All of the offences the subject of the present sentences occurred in a single episode on 11 December 1999. The circumstances, which I will describe only briefly, are quite shocking.
The appellant broke and entered the dwelling of the complainant, who was then pregnant, at about 3.15 a.m. She was alone in the house and asleep at the time. She awoke to find the applicant at her bedroom door. He then commenced to indecently assault her by grabbing her around the throat. He performed oral sex on her, demanded that she perform oral sex on him and repeated this on a number of occasions.
He then had forced vaginal intercourse with her and then repeated his demands for oral sex.

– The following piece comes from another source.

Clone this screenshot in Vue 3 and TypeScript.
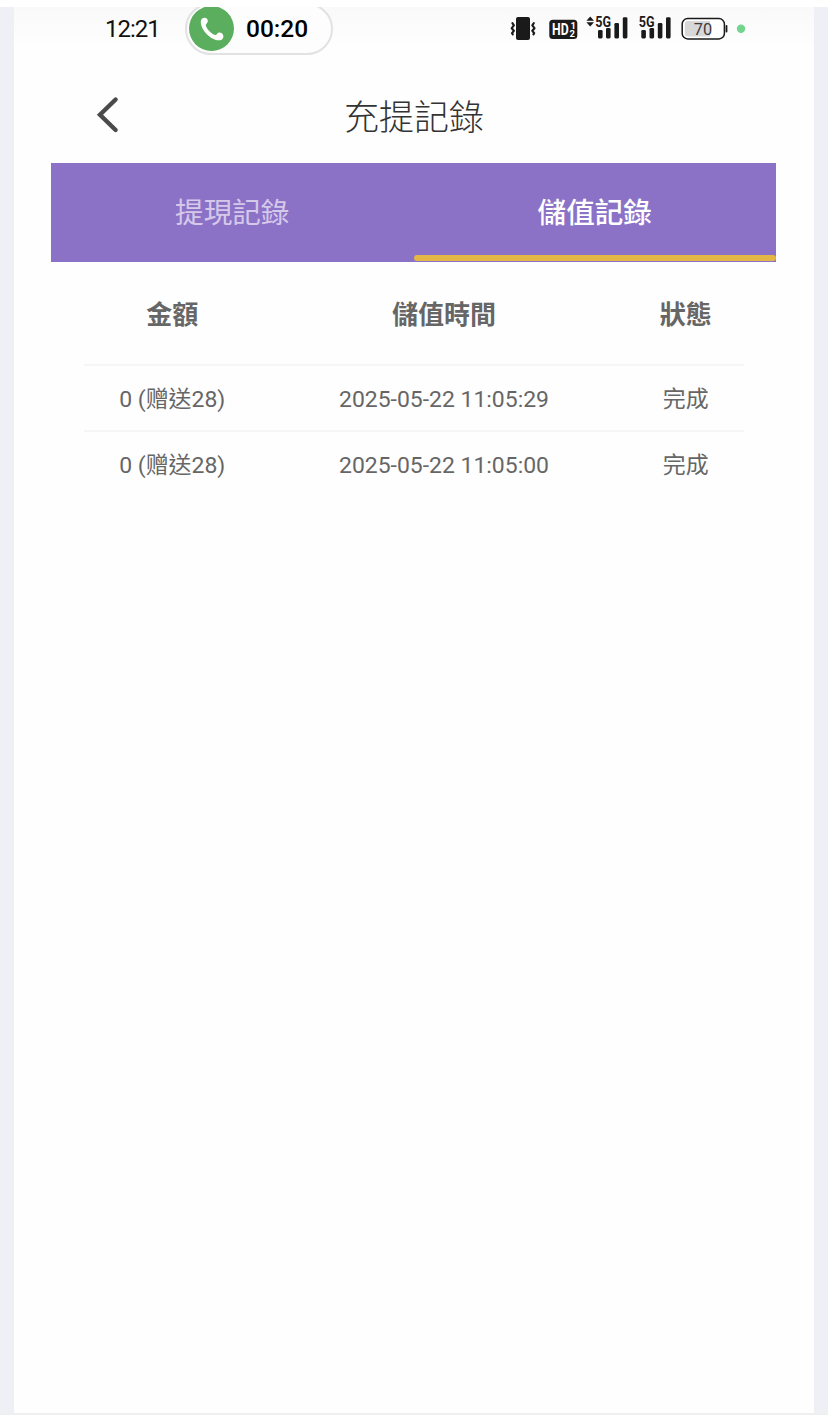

This process was repeated during which the applicant was threatening to hurt the complainant unless she complied. He then attempted to have anal intercourse which she managed to prevent by contracting her buttocks. He again then had vaginal intercourse with her, then appeared to ejaculate inside her. By this time she was bleeding. She told the applicant she thought she was miscarrying and asked him to call an ambulance. He replied, "You're not pregnant anymore, you're going to have a bath."
He then forced her to have a bath in circumstances where the water was rushing directly into her vagina. He then put his hand in her vagina apparently in an attempt to wash it out. Before leaving he told the complainant to remember what he had said earlier, which had been that if she told anyone he would come back and kill her and her family.
The circumstances as I have described it demonstrate how serious this series of offences was and how devastating their effect must have been on the complainant. There is no doubt, in my opinion, that they justified, for their totality, a sentence of 15 years imprisonment. A declaration that those offences resulted in sentences of 10 years or more were serious violence offences followed automatically.
In my opinion, if an application for an extension of time within which to appeal was granted there would be no reasonable prospect of success in an appeal against sentence. For that reason I would refuse this application.
THE CHIEF JUSTICE: I agree.
MACKENZIE J: I agree.
THE CHIEF JUSTICE: The application is refused.